If we choose to continue a stagnation of political will, American’s children of the 21st century and beyond may not have to worry about riches that could crush their human spirit. Instead their children and children’s children may spin around in the summer’s fields and recall their ancestor’s macabre poems.
Ring around the bank moats,
Pockets full of bank notes;
We all fall down.
Or perhaps America could get on with cleaning up the rats’ droppings before they bring the plague of financial destruction upon us. Unlike the poor inhabitants of feudal villages that took for granted their lives had to be shared with pestilent rodents, we do not have to share ours with diseased vermin of Wall Street. We know the right course is to restructure the banks. In 1932, FDR restructured the industry in 100 days after his election. Today, we watch dumbstruck and carry our financial, job and mortgage dead to the front door steps for our law officers to cart off, while the ongoing financial shenanigans of these disease bearing rats continues to plague us after 3 years of stagnation that seems to have no end in sight.

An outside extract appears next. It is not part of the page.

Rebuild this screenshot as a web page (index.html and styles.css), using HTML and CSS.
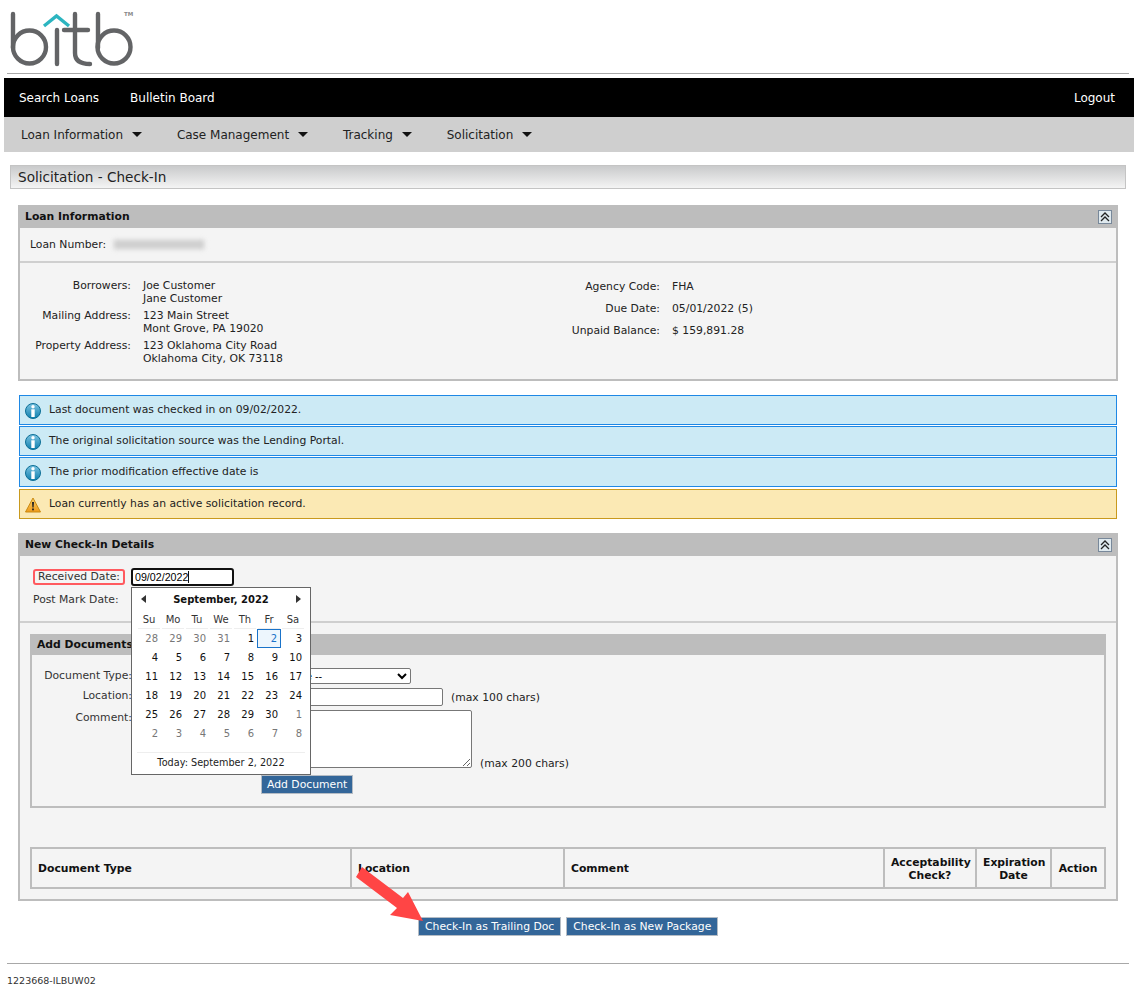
FILE: index.html
```html
<!DOCTYPE html>
<html lang="en">
<head>
  <meta charset="UTF-8">
  <meta name="viewport" content="width=device-width, initial-scale=1.0">
  <title>Solicitation - Check-In</title>
  <link rel="stylesheet" href="styles.css">
</head>
<body>
  <!-- Logo -->
  <div class="logo-row">
    <svg class="logo" width="124" height="55" viewBox="0 0 124 55" fill="none">
      <g stroke="#636466" stroke-width="4.4" stroke-linecap="round">
        <path d="M3 2V36"/>
        <circle cx="19.5" cy="35" r="16.5"/>
        <path d="M47 18V52"/>
        <path d="M65 2V41C65 48 70 52 80 52"/>
        <path d="M54 18H78"/>
        <path d="M88 2V36"/>
        <circle cx="104" cy="35" r="16.5"/>
      </g>
      <path d="M34 14L46.5 4L59 14" stroke="#2cb5c0" stroke-width="3.4" fill="none"/>
      <text class="logo-tm" x="114" y="4">TM</text>
    </svg>
  </div>
  <div class="logo-rule"></div>

  <!-- Navbar -->
  <nav class="top-nav">
    <div class="top-links">
      <a href="#">Search Loans</a>
      <a href="#">Bulletin Board</a>
    </div>
    <a href="#">Logout</a>
  </nav>
  <nav class="sub-nav">
    <a href="#">Loan Information <span class="caret"></span></a>
    <a href="#">Case Management <span class="caret"></span></a>
    <a href="#">Tracking <span class="caret"></span></a>
    <a href="#">Solicitation <span class="caret"></span></a>
  </nav>

  <div class="page-title">Solicitation - Check-In</div>

  <!-- Main Content -->
  <main>
    <section class="panel">
      <div class="panel-head">
        <span>Loan Information</span>
        <span class="collapse">
          <svg width="12" height="12" viewBox="0 0 12 12" fill="none" stroke="#222" stroke-width="1.3"><path d="M2 6L6 2L10 6M2 10L6 6L10 10"/></svg>
        </span>
      </div>
      <div class="loan-number">
        <span>Loan Number:</span>
        <span class="blurred"></span>
      </div>
      <div class="loan-details">
        <dl class="fields fields-left">
          <dt>Borrowers:</dt>
          <dd>Joe Customer<br>Jane Customer</dd>
          <dt>Mailing Address:</dt>
          <dd>123 Main Street<br>Mont Grove, PA 19020</dd>
          <dt>Property Address:</dt>
          <dd>123 Oklahoma City Road<br>Oklahoma City, OK 73118</dd>
        </dl>
        <dl class="fields fields-right">
          <dt>Agency Code:</dt>
          <dd>FHA</dd>
          <dt>Due Date:</dt>
          <dd>05/01/2022 (5)</dd>
          <dt>Unpaid Balance:</dt>
          <dd>$ 159,891.28</dd>
        </dl>
      </div>
    </section>

    <div class="messages">
      <svg class="icon-defs" width="0" height="0">
        <defs>
          <linearGradient id="infoFill" x1="0" y1="0" x2="0" y2="1">
            <stop offset="0" stop-color="#7cc4e2"/>
            <stop offset="1" stop-color="#0f7fae"/>
          </linearGradient>
          <linearGradient id="warnFill" x1="0" y1="0" x2="0" y2="1">
            <stop offset="0" stop-color="#fbd36b"/>
            <stop offset="1" stop-color="#ef9a1a"/>
          </linearGradient>
        </defs>
      </svg>
      <div class="msg msg-info">
        <svg class="msg-icon" width="16" height="16" viewBox="0 0 16 16"><circle cx="8" cy="8" r="7.5" fill="url(#infoFill)" stroke="#0d6f96"/><circle cx="8" cy="3.8" r="1.7" fill="#fff"/><rect x="6.3" y="6.3" width="3.4" height="7.7" fill="#fff"/></svg>
        Last document was checked in on 09/02/2022.
      </div>
      <div class="msg msg-info">
        <svg class="msg-icon" width="16" height="16" viewBox="0 0 16 16"><circle cx="8" cy="8" r="7.5" fill="url(#infoFill)" stroke="#0d6f96"/><circle cx="8" cy="3.8" r="1.7" fill="#fff"/><rect x="6.3" y="6.3" width="3.4" height="7.7" fill="#fff"/></svg>
        The original solicitation source was the Lending Portal.
      </div>
      <div class="msg msg-info">
        <svg class="msg-icon" width="16" height="16" viewBox="0 0 16 16"><circle cx="8" cy="8" r="7.5" fill="url(#infoFill)" stroke="#0d6f96"/><circle cx="8" cy="3.8" r="1.7" fill="#fff"/><rect x="6.3" y="6.3" width="3.4" height="7.7" fill="#fff"/></svg>
        The prior modification effective date is
      </div>
      <div class="msg msg-warn">
        <svg class="msg-icon" width="16" height="16" viewBox="0 0 16 16"><path d="M8 1L15.5 15H0.5Z" fill="url(#warnFill)" stroke="#c98a12" stroke-linejoin="round"/><path d="M7 5H9L8.6 10.5H7.4Z" fill="#222"/><rect x="7.1" y="11.5" width="1.8" height="1.8" fill="#222"/></svg>
        Loan currently has an active solicitation record.
      </div>
    </div>

    <section class="panel panel-checkin">
      <div class="panel-head">
        <span>New Check-In Details</span>
        <span class="collapse">
          <svg width="12" height="12" viewBox="0 0 12 12" fill="none" stroke="#222" stroke-width="1.3"><path d="M2 6L6 2L10 6M2 10L6 6L10 10"/></svg>
        </span>
      </div>
      <div class="date-rows">
        <div class="date-row">
          <label class="date-label date-label-marked">Received Date:</label>
          <div class="date-wrap">
            <input class="date-input" type="text" value="09/02/2022">
            <span class="date-cursor"></span>
          </div>
        </div>
        <div class="date-row">
          <label class="date-label">Post Mark Date:</label>
        </div>
      </div>

      <div class="docs-wrap">
        <div class="docs-box">
          <div class="docs-head">Add Documents</div>
          <div class="docs-form">
            <label>Document Type:</label>
            <div class="docs-field"><select class="doc-select"><option>-- Select a Document Type --</option></select></div>
            <label>Location:</label>
            <div class="docs-field"><input class="doc-text" type="text"><span>(max 100 chars)</span></div>
            <label>Comment:</label>
            <div class="docs-field docs-field-end"><textarea class="doc-area"></textarea><span class="note-end">(max 200 chars)</span></div>
            <div class="docs-action"><button class="btn btn-add">Add Document</button></div>
          </div>
        </div>

        <table class="docs-table">
          <thead>
            <tr>
              <th class="col-type">Document Type</th>
              <th class="col-location">Location</th>
              <th class="col-comment">Comment</th>
              <th class="col-check">Acceptability Check?</th>
              <th class="col-exp">Expiration Date</th>
              <th class="col-action">Action</th>
            </tr>
          </thead>
        </table>
      </div>

      <!-- Date picker popup -->
      <div class="calendar">
        <div class="cal-head">
          <span class="cal-prev"></span>
          <strong>September, 2022</strong>
          <span class="cal-next"></span>
        </div>
        <div class="cal-grid" id="calGrid"></div>
        <div class="cal-today">Today: September 2, 2022</div>
      </div>
    </section>

    <div class="actions">
      <button class="btn">Check-In as Trailing Doc</button>
      <button class="btn">Check-In as New Package</button>
    </div>

    <!-- Annotation arrow -->
    <svg class="arrow" width="70" height="58" viewBox="0 0 70 58"><path d="M7 1L48 32L53 26L68 55L35 49L42 42L1 11Z" fill="#ff4545"/></svg>
  </main>

  <footer>
    <div class="foot-rule"></div>
    <div class="foot-text">1223668-ILBUW02</div>
  </footer>

  <script>
    // Build the calendar cells
    const days = ["Su", "Mo", "Tu", "We", "Th", "Fr", "Sa"];
    const cells = [[28, 1], [29, 1], [30, 1], [31, 1]];
    for (let d = 1; d <= 30; d++) cells.push([d, 0]);
    for (let d = 1; d <= 8; d++) cells.push([d, 1]);

    const grid = document.getElementById("calGrid");
    days.forEach(day => {
      const el = document.createElement("div");
      el.className = "cal-day";
      el.textContent = day;
      grid.appendChild(el);
    });
    cells.forEach(cell => {
      const el = document.createElement("div");
      el.className = "cal-cell";
      if (cell[1]) el.classList.add("cal-muted");
      if (cell[0] === 2 && !cell[1]) el.classList.add("cal-selected");
      el.textContent = cell[0];
      grid.appendChild(el);
    });
  </script>
</body>
</html>
```

FILE: styles.css
```css
body {
  font-family: "DejaVu Sans", Verdana, sans-serif;
  font-size: 10.8px;
  margin: 0;
  padding: 0;
  background-color: white;
  color: #222;
}
.logo-row {
  height: 73px;
  padding: 12px 0 0 10px;
  box-sizing: border-box;
}
.logo {
  display: block;
  overflow: visible;
}
.logo-tm {
  font-size: 5.5px;
  font-weight: bold;
  fill: #888;
}
.logo-rule {
  height: 1px;
  margin: 0 9px 0 7px;
  background-color: #a8a8a8;
}
.top-nav {
  display: flex;
  justify-content: space-between;
  align-items: center;
  height: 39px;
  margin: 4px 4px 0 4px;
  padding: 0 19px 0 15px;
  background-color: black;
}
.top-nav a {
  color: white;
  text-decoration: none;
  font-size: 12px;
}
.top-links {
  display: flex;
  gap: 31px;
}
.sub-nav {
  display: flex;
  align-items: center;
  gap: 35px;
  height: 35px;
  margin: 0 4px;
  padding: 0 0 0 17px;
  background-color: #cfcfcf;
}
.sub-nav a {
  color: #222;
  text-decoration: none;
  font-size: 12px;
}
.caret {
  display: inline-block;
  width: 0;
  height: 0;
  margin-left: 5px;
  vertical-align: 2px;
  border-left: 5px solid transparent;
  border-right: 5px solid transparent;
  border-top: 5px solid #111;
}
.page-title {
  height: 22px;
  margin: 13px 12px 0 10px;
  padding-left: 7px;
  border: 1px solid #c4c4c4;
  background: linear-gradient(#c9cacb, #f4f4f4);
  font-size: 13.6px;
  line-height: 22px;
  color: #222;
}
main {
  position: relative;
  padding: 16px 20px 0 18px;
}
.panel {
  border: 2px solid #bdbdbd;
  border-top: none;
  background-color: #f4f4f4;
}
.panel-head {
  display: flex;
  justify-content: space-between;
  align-items: center;
  height: 23px;
  margin: 0 -2px;
  padding: 0 6px 0 7px;
  background-color: #bdbdbd;
  font-weight: bold;
  color: #111;
}
.collapse {
  display: flex;
  align-items: center;
  justify-content: center;
  width: 12px;
  height: 12px;
  border: 1px solid #78889a;
  background-color: #dfe9ee;
}
.loan-number {
  display: flex;
  align-items: center;
  gap: 8px;
  height: 33px;
  padding-left: 10px;
  border-bottom: 2px solid #cfcfcf;
}
.blurred {
  width: 90px;
  height: 9px;
  background-color: #cfcfcf;
  box-shadow: 0 0 3px #dcdcdc;
  filter: blur(2px);
}
.loan-details {
  display: flex;
  height: 116px;
}
.fields {
  display: grid;
  margin: 0;
  column-gap: 12px;
  align-content: start;
}
.fields dt {
  text-align: right;
}
.fields dd {
  margin: 0;
}
.fields-left {
  grid-template-columns: 111px auto;
  grid-auto-rows: 30px;
  width: 522px;
  padding-top: 16px;
  line-height: 13px;
}
.fields-right {
  grid-template-columns: 118px auto;
  grid-auto-rows: 22px;
  padding-top: 17px;
  line-height: 13px;
}
.icon-defs {
  position: absolute;
}
.messages {
  display: flex;
  flex-direction: column;
  gap: 1px;
  margin: 14px 1px;
}
.msg {
  display: flex;
  align-items: center;
  gap: 8px;
  height: 27px;
  padding: 0 0 1px 5px;
  border: 1px solid;
}
.msg-info {
  background-color: #cceaf5;
  border-color: #1e88e5;
}
.msg-warn {
  background-color: #fbe9b4;
  border-color: #c99a1e;
  margin-top: 1px;
}
.msg-icon {
  flex: none;
  margin-top: 2px;
}
.panel-checkin {
  position: relative;
  height: 366px;
}
.date-rows {
  height: 67px;
  padding: 10px 0 0 15px;
  box-sizing: border-box;
  border-bottom: 2px solid #cfcfcf;
}
.date-row {
  display: flex;
  align-items: center;
  gap: 6px;
  height: 22px;
}
.date-label {
  margin-left: -2px;
  color: #333;
}
.date-label-marked {
  padding: 0 3px;
  height: 12px;
  line-height: 12px;
  border: 2px solid #ff5a5f;
  border-radius: 3px;
}
.date-wrap {
  position: relative;
}
.date-input {
  display: block;
  box-sizing: border-box;
  width: 103px;
  height: 18px;
  padding: 1px 2px;
  font-family: "Liberation Sans", Arial, sans-serif;
  font-size: 10.67px;
  border: 2px solid #111;
  border-radius: 3px;
  background-color: white;
}
.date-cursor {
  position: absolute;
  left: 57px;
  top: 3px;
  width: 1px;
  height: 12px;
  background-color: #111;
}
.docs-wrap {
  padding: 11px 10px 0 10px;
}
.docs-box {
  height: 172px;
  border: 2px solid #bdbdbd;
  border-top: none;
}
.docs-head {
  height: 21px;
  margin: 0 -2px;
  padding-left: 7px;
  background-color: #bdbdbd;
  font-weight: bold;
  line-height: 21px;
  color: #111;
}
.docs-form {
  display: grid;
  grid-template-columns: 100px auto;
  column-gap: 4px;
  row-gap: 4px;
  padding-top: 13px;
}
.docs-form label {
  padding-top: 1px;
  text-align: right;
  line-height: 13px;
  color: #333;
}
.docs-field {
  display: flex;
  align-items: center;
  gap: 8px;
}
.docs-field-end {
  align-items: flex-end;
}
.note-end {
  margin-bottom: -2px;
}
.doc-select {
  box-sizing: border-box;
  width: 275px;
  height: 16px;
  padding-left: 45px;
  font-family: "Liberation Sans", Arial, sans-serif;
  font-size: 10.67px;
  border: 1px solid #777;
  border-radius: 2px;
  background-color: white;
}
.doc-text {
  box-sizing: border-box;
  width: 307px;
  height: 18px;
  border: 1px solid #777;
  border-radius: 2px;
}
.doc-area {
  display: block;
  box-sizing: border-box;
  width: 336px;
  height: 58px;
  border: 1px solid #777;
  border-radius: 2px;
  resize: both;
}
.docs-action {
  grid-column: 2;
  margin: 3px 0 0 125px;
}
.btn {
  height: 19px;
  padding: 0 6px;
  font-family: "DejaVu Sans", Verdana, sans-serif;
  font-size: 10.8px;
  color: white;
  background-color: #336699;
  border: 1px solid #b5bcc4;
}
.btn-add {
  padding: 0 5px;
}
.docs-table {
  width: 100%;
  margin-top: 39px;
  border-collapse: collapse;
  table-layout: fixed;
}
.docs-table th {
  box-sizing: border-box;
  height: 40px;
  padding: 1px 6px 0 6px;
  font-size: 10.8px;
  line-height: 13px;
  color: #111;
  border: 2px solid #bdbdbd;
}
.col-type, .col-location, .col-comment {
  text-align: left;
}
.col-type { width: 320px; }
.col-location { width: 213px; }
.col-comment { width: 320px; }
.col-check { width: 92px; }
.col-exp { width: 75px; }
.calendar {
  position: absolute;
  left: 111px;
  top: 54px;
  width: 178px;
  height: 186px;
  background-color: white;
  border: 1px solid #666;
}
.cal-head {
  display: flex;
  justify-content: space-between;
  align-items: center;
  height: 22px;
  padding: 0 9px;
  font-size: 10px;
  color: #111;
}
.cal-prev, .cal-next {
  width: 0;
  height: 0;
  border-top: 4px solid transparent;
  border-bottom: 4px solid transparent;
}
.cal-prev { border-right: 5px solid #333; }
.cal-next { border-left: 5px solid #333; }
.cal-grid {
  display: grid;
  grid-template-columns: repeat(7, 24px);
  grid-auto-rows: 19px;
  padding: 0 5px;
}
.cal-day {
  text-align: center;
  font-size: 10px;
  line-height: 19px;
  color: #333;
  border-bottom: 1px solid #eee;
  margin: 0 1px;
}
.cal-cell {
  text-align: right;
  padding-right: 3px;
  font-size: 10px;
  line-height: 19px;
  color: #111;
}
.cal-muted {
  color: #777;
}
.cal-selected {
  box-sizing: border-box;
  line-height: 17px;
  color: #1a73c9;
  background-color: #edf6fd;
  border: 1px solid #1a73c9;
}
.cal-today {
  margin: 9px 5px 0 5px;
  padding-top: 3px;
  border-top: 1px solid #eee;
  text-align: center;
  font-size: 9.7px;
  line-height: 14px;
}
.actions {
  display: flex;
  justify-content: flex-start;
  gap: 5px;
  margin: 16px 0 0 400px;
}
.arrow {
  position: absolute;
  left: 355px;
  top: 677px;
}
.foot-rule {
  height: 1px;
  margin: 27px 9px 0 7px;
  background-color: #a8a8a8;
}
.foot-text {
  margin: 11px 0 0 7px;
  font-size: 9.5px;
  color: #333;
}
```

Certainly, one can argue that the right thing for Hank Paulson to have done was to save the banks from utter destruction by massive injections of capital in 2008 when public officials had no clue the depth or breadth of the calamity before them. Yet now after three years, can we honestly say that we do not know the extent of the devastation, and if so, why? Does it make sense to sit helplessly by watching the banks trying to put out this monetary wildfire that has swept through their industry without trying to carve out a safe zone of financial capitalism that can survive when the whole thing comes crashing down? Rather than keep too big to fail banks in place while they continue to falter and continue to fail in their needed support of an economic recovery, perhaps America should once again act paternally to break up the banks and cull out the ones that have healthy balance sheets to help them to grow under the tighter restrictions of reinstituted banking regulations.
For those banks that continue to bleed with poor capitalization after such revitalization, they can continue to wallow in a sidelined non-lending stagnant existence or die as America gets on with its historical culture of survival of the fittest. There is no need for America to wait for the next financial virus to scourge all of Western Culture when we can instead systematically yet expeditiously put our financial house in order.